Japan steps up rate hikes as trade balance shrinks, yen strengthens
In a move aimed at achieving sustainable economic stability, the Bank of Japan expects a strong economic recovery to help it reach its 2% inflation target on a sustained basis. This outlook could justify further rate hikes, following the rate hike implemented last month as part of the bank’s strategy to phase out years of aggressive monetary stimulus.
Japan’s merchandise trade balance narrowed markedly, recording a deficit of 621.84 billion yen in July, a sharp turnaround from a surplus of 224.0 billion yen in June and in contrast to market expectations of a deficit of 330.7 billion yen.
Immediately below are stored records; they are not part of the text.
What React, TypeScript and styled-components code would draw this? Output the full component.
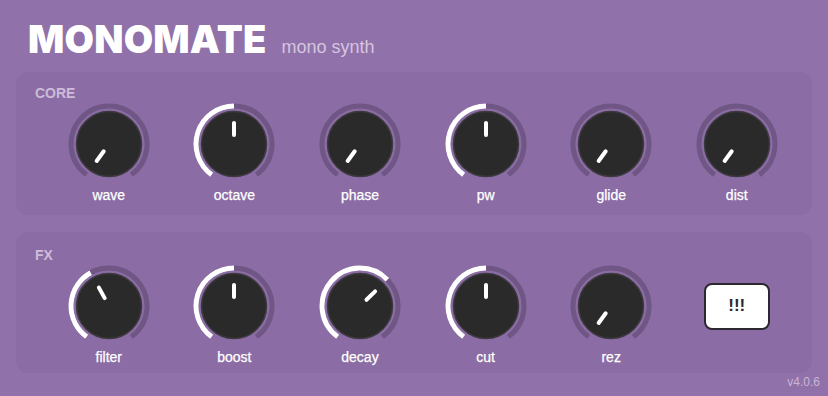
import React from "react";
import styled, {createGlobalStyle} from "styled-components";

const GlobalStyle = createGlobalStyle`
  html, body {
    margin: 0;
    padding: 0;
    background: #9071a9;
  }
`;

const SWEEP = 144;

interface KnobData {
  name: string;
  value: number;
}

const coreKnobs: KnobData[] = [
  {name: "wave", value: 0},
  {name: "octave", value: 0.5},
  {name: "phase", value: 0},
  {name: "pw", value: 0.5},
  {name: "glide", value: 0},
  {name: "dist", value: 0},
];

const fxKnobs: KnobData[] = [
  {name: "filter", value: 0.4},
  {name: "boost", value: 0.5},
  {name: "decay", value: 0.66},
  {name: "cut", value: 0.5},
  {name: "rez", value: 0},
];

const Page = styled.div`
  width: 828px;
  height: 396px;
  box-sizing: border-box;
  padding: 0 16px;
  background: #9071a9;
  font-family: "Liberation Sans", Arial, sans-serif;
  overflow: hidden;
`;

const Header = styled.header`
  height: 72px;
  box-sizing: border-box;
  padding: 20px 12px 0;
  display: flex;
  align-items: baseline;
  gap: 15px;
`;

const Title = styled.h1`
  margin: 0;
  font-family: Inter, "Liberation Sans", sans-serif;
  font-weight: 900;
  font-size: 38px;
  line-height: 38px;
  color: #ffffff;
  letter-spacing: 0.2px;
`;

const Subtitle = styled.span`
  font-size: 18px;
  color: #d5c5e1;
`;

const Panel = styled.section<{$top?: number; $height: number; $padTop: number}>`
  height: ${p => p.$height}px;
  box-sizing: border-box;
  margin-top: ${p => p.$top ?? 0}px;
  padding: ${p => p.$padTop}px 0 0 19px;
  border-radius: 12px;
  background: #8b6ca4;
`;

const SectionLabel = styled.div`
  font-size: 14px;
  line-height: 16px;
  font-weight: 700;
  color: #cdbcda;
`;

const KnobRow = styled.div`
  display: grid;
  grid-template-columns: repeat(6, 125.6px);
  margin-left: 11px;
  margin-top: 1px;
`;

const KnobCell = styled.div`
  display: flex;
  flex-direction: column;
  align-items: center;
`;

const KnobLabel = styled.div`
  margin-top: 1px;
  font-size: 14px;
  line-height: 16px;
  color: #ffffff;
  -webkit-text-stroke: 0.25px #ffffff;
`;

const ButtonCell = styled.div`
  height: 84px;
  display: flex;
  align-items: center;
  justify-content: center;
`;

const AlertButton = styled.button`
  width: 66px;
  height: 47px;
  box-sizing: border-box;
  border: 2px solid #2b2830;
  border-radius: 8px;
  background: #ffffff;
  color: #2b2830;
  font-family: "Liberation Sans", Arial, sans-serif;
  font-weight: 700;
  font-size: 17px;
  cursor: pointer;
`;

const Version = styled.div`
  text-align: right;
  margin-right: -8px;
  padding-top: 1px;
  font-size: 12px;
  line-height: 16px;
  color: #c8b6d6;
`;

const polar = (r: number, deg: number) => {
  const rad = (deg * Math.PI) / 180;
  return [42 + r * Math.sin(rad), 42 - r * Math.cos(rad)];
};

const arc = (r: number, from: number, to: number) => {
  const [x0, y0] = polar(r, from);
  const [x1, y1] = polar(r, to);
  const large = to - from > 180 ? 1 : 0;
  return `M ${x0} ${y0} A ${r} ${r} 0 ${large} 1 ${x1} ${y1}`;
};

const Knob: React.FC<KnobData> = ({name, value}) => {
  const angle = -SWEEP + value * SWEEP * 2;
  const [px0, py0] = polar(9, angle);
  const [px1, py1] = polar(21, angle);
  return (
    <KnobCell>
      <svg width="84" height="84" viewBox="0 0 84 84">
        <path d={arc(38, -SWEEP, SWEEP)} fill="none" stroke="#6f5685" strokeWidth="5" />
        {value > 0 && <path d={arc(38, -SWEEP, angle)} fill="none" stroke="#ffffff" strokeWidth="5" />}
        <circle cx="42" cy="42" r="32.5" fill="#2a2a2a" stroke="#3c3a3f" strokeWidth="1.5" />
        <line x1={px0} y1={py0} x2={px1} y2={py1} stroke="#ffffff" strokeWidth="4" strokeLinecap="round" />
      </svg>
      <KnobLabel>{name}</KnobLabel>
    </KnobCell>
  );
};

const App: React.FC = () => {
  return (
    <Page>
      <GlobalStyle />
      <Header>
        <Title>MONOMATE</Title>
        <Subtitle>mono synth</Subtitle>
      </Header>
      <Panel $height={143} $padTop={13}>
        <SectionLabel>CORE</SectionLabel>
        <KnobRow>
          {coreKnobs.map(k => <Knob key={k.name} {...k} />)}
        </KnobRow>
      </Panel>
      <Panel $top={17} $height={141} $padTop={15}>
        <SectionLabel>FX</SectionLabel>
        <KnobRow>
          {fxKnobs.map(k => <Knob key={k.name} {...k} />)}
          <ButtonCell>
            <AlertButton>!!!</AlertButton>
          </ButtonCell>
        </KnobRow>
      </Panel>
      <Version>v4.0.6</Version>
    </Page>
  );
};

export default App;
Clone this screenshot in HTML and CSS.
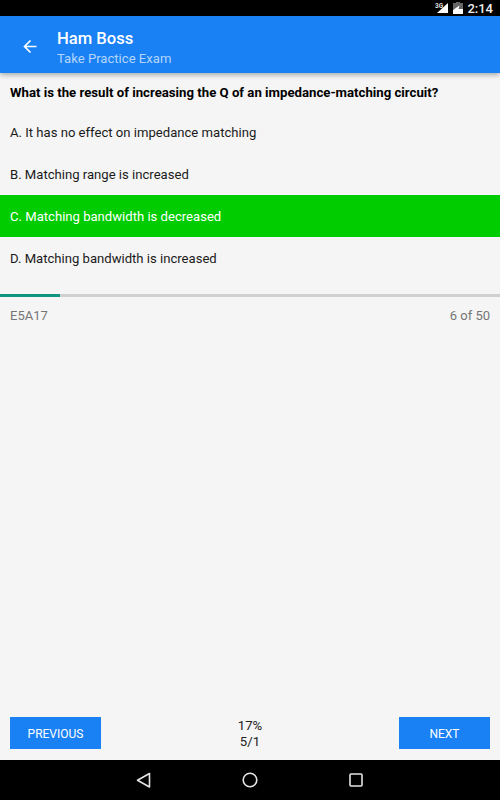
FILE: index.html
```html
<!DOCTYPE html>
<html lang="en">
<head>
    <meta charset="UTF-8">
    <meta name="viewport" content="width=device-width, initial-scale=1.0">
    <title>Ham Boss</title>
    <link rel="stylesheet" href="styles.css">
</head>
<body>
    <div class="status-bar">
        <svg class="signal" width="14" height="12" viewBox="0 0 14 12">
            <path d="M13 1V11H2Z" fill="#fff"/>
            <text x="0" y="5.5" class="net">3G</text>
        </svg>
        <svg class="battery" width="10" height="12" viewBox="0 0 10 12">
            <path d="M3 0H7V1H10V12H0V1H3Z" fill="#666"/>
            <path d="M0 8L6.5 3.5L5.5 7H10V12H0Z" fill="#fff"/>
        </svg>
        <span class="clock">2:14</span>
    </div>

    <header class="app-bar">
        <svg class="back" width="16" height="16" viewBox="0 0 16 16">
            <path d="M14.5 8.5H3M8.5 2.5L2.5 8.5L8.5 14.5" fill="none" stroke="#fff" stroke-width="1.7"/>
        </svg>
        <div class="titles">
            <div class="title">Ham Boss</div>
            <div class="subtitle">Take Practice Exam</div>
        </div>
    </header>

    <main class="content">
        <p class="question">What is the result of increasing the Q of an impedance-matching circuit?</p>
        <div class="answer">A. It has no effect on impedance matching</div>
        <div class="answer">B. Matching range is increased</div>
        <div class="answer correct">C. Matching bandwidth is decreased</div>
        <div class="answer">D. Matching bandwidth is increased</div>

        <div class="progress"><div class="progress-fill"></div></div>
        <div class="meta">
            <span>E5A17</span>
            <span>6 of 50</span>
        </div>

        <div class="footer">
            <button class="btn">PREVIOUS</button>
            <div class="score">17%<br>5/1</div>
            <button class="btn">NEXT</button>
        </div>
    </main>

    <nav class="nav-bar">
        <svg width="16" height="16" viewBox="0 0 16 16">
            <path d="M13.5 1.5V15L1.5 8.2Z" fill="none" stroke="#e4e4e4" stroke-width="1.6" stroke-linejoin="round"/>
        </svg>
        <svg width="16" height="16" viewBox="0 0 16 16">
            <circle cx="8" cy="8" r="6.8" fill="none" stroke="#e4e4e4" stroke-width="1.6"/>
        </svg>
        <svg width="16" height="16" viewBox="0 0 16 16">
            <rect x="2" y="2" width="12" height="12" rx="1" fill="none" stroke="#e4e4e4" stroke-width="1.6"/>
        </svg>
    </nav>
</body>
</html>
```

FILE: styles.css
```css
* {
    box-sizing: border-box;
}

body {
    margin: 0;
    height: 800px;
    display: flex;
    flex-direction: column;
    font-family: Roboto, sans-serif;
    background: #f5f5f5;
    color: #1a1a1a;
    overflow: hidden;
}

.status-bar {
    height: 16px;
    background: #000;
    display: flex;
    align-items: center;
    justify-content: flex-end;
    padding-right: 7px;
    color: #eee;
}

.signal {
    margin-right: 4px;
}

.net {
    font-family: Roboto, sans-serif;
    font-size: 6.5px;
    font-weight: 700;
    fill: #ddd;
}

.battery {
    margin-right: 4px;
}

.clock {
    font-size: 13px;
    font-weight: 500;
}

.app-bar {
    height: 57px;
    background: #1a81f5;
    display: flex;
    align-items: center;
    padding: 3px 0 0 22px;
    box-shadow: 0 2px 5px rgba(0,0,0,0.3);
    position: relative;
}

.titles {
    margin-left: 19px;
    padding-top: 6px;
}

.title {
    color: #fff;
    font-size: 16.6px;
    font-weight: 500;
    line-height: 20px;
}

.subtitle {
    color: #b4d5fb;
    font-size: 13.1px;
    line-height: 20px;
}

.content {
    flex: 1;
    display: flex;
    flex-direction: column;
}

.question {
    margin: 0;
    padding: 12px 10px 0;
    font-size: 13.2px;
    font-weight: 700;
    line-height: 16px;
    height: 38px;
    color: #000;
}

.answer {
    height: 42px;
    padding: 0 10px;
    display: flex;
    align-items: center;
    font-size: 13.1px;
}

.correct {
    background: #00cc00;
    color: #fff;
}

.progress {
    height: 3px;
    margin-top: 15px;
    background: #d0d0d0;
}

.progress-fill {
    width: 60px;
    height: 100%;
    background: #0f9580;
}

.meta {
    display: flex;
    justify-content: space-between;
    padding: 11px 10px 0;
    font-size: 13px;
    line-height: 16px;
    color: #757575;
}

.footer {
    margin-top: auto;
    height: 43px;
    padding: 0 10px;
    display: flex;
    justify-content: space-between;
    align-items: flex-start;
}

.btn {
    width: 91px;
    height: 32px;
    padding: 1px 0 0;
    border: 0;
    background: #1a81f5;
    color: #fff;
    font-family: Roboto, sans-serif;
    font-size: 12px;
}

.score {
    padding-top: 1px;
    font-size: 13.2px;
    line-height: 16px;
    text-align: center;
    color: #222;
}

.nav-bar {
    height: 40px;
    background: #000;
    display: flex;
    align-items: center;
    justify-content: space-between;
    padding: 0 136px;
}
```
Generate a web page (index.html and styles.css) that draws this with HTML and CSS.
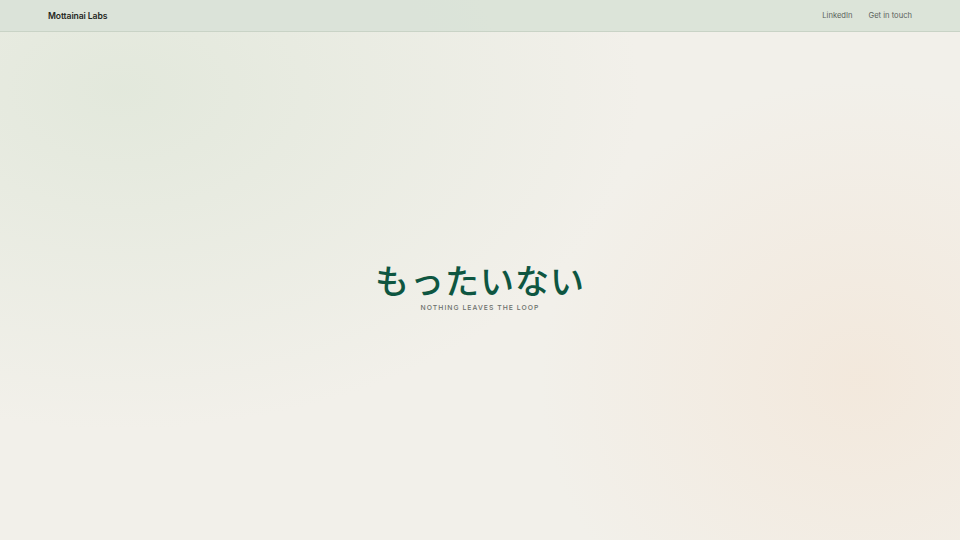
FILE: index.html
```html
<!DOCTYPE html>
<html lang="en">
<head>
<meta charset="utf-8">
<title>Mottainai Labs</title>
<link rel="stylesheet" href="styles.css">
</head>
<body>
<div class="page">
  <header class="topbar">
    <div class="brand">Mottainai Labs</div>
    <nav class="links">
      <a href="#">LinkedIn</a>
      <a href="#">Get in touch</a>
    </nav>
  </header>
  <main class="hero">
    <h1 class="title">もったいない</h1>
    <p class="tagline">NOTHING LEAVES THE LOOP</p>
  </main>
</div>
</body>
</html>
```
FILE: styles.css
```css
html, body {
  margin: 0;
  padding: 0;
  height: 100%;
}
body {
  font-family: Inter, "Noto Sans", sans-serif;
  background: #f2f0ea;
}
.page {
  height: 540px;
  display: flex;
  flex-direction: column;
  background:
    radial-gradient(ellipse 520px 340px at 120px 90px, rgba(220, 229, 214, 0.7), rgba(220, 229, 214, 0) 100%),
    radial-gradient(ellipse 320px 300px at 860px 380px, rgba(243, 230, 216, 0.75), rgba(243, 230, 216, 0) 100%),
    #f2f0ea;
}
.topbar {
  height: 32px;
  box-sizing: border-box;
  border-bottom: 1px solid #c9d3c6;
  background: rgba(218, 227, 216, 0.95);
  display: flex;
  align-items: center;
  justify-content: space-between;
  padding: 0 48px;
}
.brand {
  font-size: 8.6px;
  font-weight: 600;
  color: #1f2622;
  letter-spacing: -0.1px;
}
.links {
  display: flex;
  gap: 16px;
}
.links a {
  font-size: 7.6px;
  color: #5b625c;
  text-decoration: none;
}
.hero {
  flex: 1;
  display: flex;
  flex-direction: column;
  align-items: center;
  justify-content: center;
}
.title {
  margin: 0;
  font-family: "Noto Sans CJK JP", sans-serif;
  font-weight: 500;
  font-size: 34px;
  line-height: 40px;
  color: #0e5641;
  letter-spacing: 1px;
}
.tagline {
  margin: 3px 0 0;
  font-size: 6.8px;
  line-height: 9px;
  letter-spacing: 1.05px;
  color: #6b6f6b;
  font-weight: 500;
}
```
Japan’s imports rose 16.6% year-on-year in July, hitting a 19-month high of 10,241.01 billion yen, compared with a 3.2% increase in June. In contrast, exports rose 10.3% year-on-year to 9,619.17 billion yen, below market expectations of 11.4%.
An economist explained that recent economic reports support the Bank of Japan’s view, which bodes well for further rate hikes. However, he noted that the central bank may be cautious, especially after the recent rate hikes caused a sharp rise in the yen’s value.
In this context, the USDJPY pair witnessed a rise as a result of the yen’s decline after the release of the record trade deficit report. Traders are looking forward to the appearance of Bank of Japan Governor Kazuo Ueda in parliament on Friday to discuss the central bank’s decision to raise interest rates.
The US dollar (USD) also witnessed a slight rise on Thursday thanks to a rebound in Treasury yields, although the increase may be limited. This expectation comes amid the possibility of the Federal Reserve cutting interest rates by 100 basis points in 2024, with analysts’ opinions differing on whether it will reduce them by 25 or 50 basis points at its next meeting in September.